Les données sur 20 ans du réseau d'allergovigilance vont également dans ce sens. Entre 2002 et 2022, 214 cas d'anaphylaxie chez des personnes entre 60 et 93 ans ont été rapportés au réseau, avec 50,5% de grade III et 3% de grade IV (46,5% de grade II) ainsi qu'un décès. Une prise en charge médicale a été assurée pour 87% des cas mais l'adrénaline utilisée seulement dans 37%!

Risque accru avec certains médicaments et l'alcool

Il apparaît qu'une comorbidité cardiaque est un facteur de sévérité et l'atopie, un facteur protecteur. Parmi les quatre cas de grade IV, un patient avait un trouble du rythme cardiaque et un autre, une bronchopneumopathie chronique obstructive (BPCO); deux patients avaient un traitement cardiaque, l'un un bêta-bloquant et l'autre un inhibiteur de l'enzyme de conversion (IEC), et deux avaient bu de l'alcool.
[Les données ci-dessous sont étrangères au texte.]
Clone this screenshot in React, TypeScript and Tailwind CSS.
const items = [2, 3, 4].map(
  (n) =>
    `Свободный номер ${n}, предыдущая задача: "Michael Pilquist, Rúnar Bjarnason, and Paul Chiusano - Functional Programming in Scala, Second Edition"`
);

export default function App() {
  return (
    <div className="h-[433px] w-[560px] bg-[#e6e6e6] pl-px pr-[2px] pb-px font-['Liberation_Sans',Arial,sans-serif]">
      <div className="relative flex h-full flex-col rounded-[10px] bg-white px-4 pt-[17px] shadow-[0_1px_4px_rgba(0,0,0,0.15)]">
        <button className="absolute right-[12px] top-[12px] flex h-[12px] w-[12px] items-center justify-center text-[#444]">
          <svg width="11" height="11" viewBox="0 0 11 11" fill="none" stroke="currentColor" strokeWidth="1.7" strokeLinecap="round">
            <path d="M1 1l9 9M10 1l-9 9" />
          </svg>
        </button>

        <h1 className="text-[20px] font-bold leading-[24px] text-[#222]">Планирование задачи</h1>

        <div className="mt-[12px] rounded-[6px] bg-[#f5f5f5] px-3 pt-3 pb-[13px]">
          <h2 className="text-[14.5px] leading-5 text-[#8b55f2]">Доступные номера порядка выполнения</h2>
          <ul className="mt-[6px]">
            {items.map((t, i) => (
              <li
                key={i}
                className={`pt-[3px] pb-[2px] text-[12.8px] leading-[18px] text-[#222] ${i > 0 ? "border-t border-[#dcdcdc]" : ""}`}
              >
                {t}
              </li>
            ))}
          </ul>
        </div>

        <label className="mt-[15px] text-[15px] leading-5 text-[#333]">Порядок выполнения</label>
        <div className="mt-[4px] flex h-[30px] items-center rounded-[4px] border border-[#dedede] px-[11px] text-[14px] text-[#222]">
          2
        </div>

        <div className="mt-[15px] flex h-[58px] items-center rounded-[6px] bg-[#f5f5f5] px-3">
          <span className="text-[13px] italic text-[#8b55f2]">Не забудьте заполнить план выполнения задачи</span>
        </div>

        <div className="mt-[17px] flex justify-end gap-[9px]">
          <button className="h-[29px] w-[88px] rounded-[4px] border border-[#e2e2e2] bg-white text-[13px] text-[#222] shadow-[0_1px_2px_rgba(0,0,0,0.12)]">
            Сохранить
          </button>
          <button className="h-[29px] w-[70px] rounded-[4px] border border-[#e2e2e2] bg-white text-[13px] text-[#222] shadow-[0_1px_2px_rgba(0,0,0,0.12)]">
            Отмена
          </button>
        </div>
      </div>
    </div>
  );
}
L'alcool est un cofacteur connu de l'anaphylaxie et augmente la sensibilisation IgE médiée aux aliments. Or, même si la consommation globale diminue en France, 10% des adultes déclaraient boire de l'alcool tous les jours en 2017 et ils étaient 26% chez les 65-75 ans. Même si elle date de 1996, l'étude Paquid menée dans le Bordelais avait identifié une consommation régulière d'alcool chez les plus de 65 ans, et notamment jusqu'à 25% de ceux vivant en institution, a souligné le Dr Morisset.

Les autres cofacteurs d'anaphylaxie connus sont les bêta-bloquants, les IEC et les sartans, les AINS, les inhibiteurs de la pompe à protons (IPP) et l'exercice.

Concernant les aliments provoquant des anaphylaxies chez les seniors dans le réseau d'allergovigilance, ce sont principalement des produits de la mer (17,8%), des viandes (15,4%), des légumineuses (15%), des fruits et légumes (14,5%), des fruits à coques (9,8%), des céréales (9,3%) et des graines (4,7%).

L'allergologue a souligné que les compléments alimentaires hyperprotéinés parfois donnés en institution peuvent contenir des allergènes cachés, notamment du soja, et rappelé l'existence des réactions croisées, notamment chez les personnes allergiques au pollen de bouleau lorsqu'elles mangent certains aliments.

La malnutrition/dénutrition étant en outre fréquente chez les résidents d'Ehpad mais aussi les seniors en long séjour, sans compter les patients en perte d'autonomie, elle a souligné l'importance de former les diététiciens et nutritionnistes qui suivent cette population à l'allergie alimentaire, en particulier en cas de troubles cognitifs, et s'est interrogée sur l'application du règlement concernant l'information du consommateur sur les denrées alimentaires (INCO) en établissement.

Outre cette formation, le Dr Morisset a souligné l'importance de former également les soignants à l'anaphylaxie, y compris en cas de troubles cognitifs, mais aussi les aidants, et de mettre en place un projet d'accueil individualisé (PAI), en particulier en cas d'hospitalisation. "Il faut un PAI pour papi", a-t-elle conclu.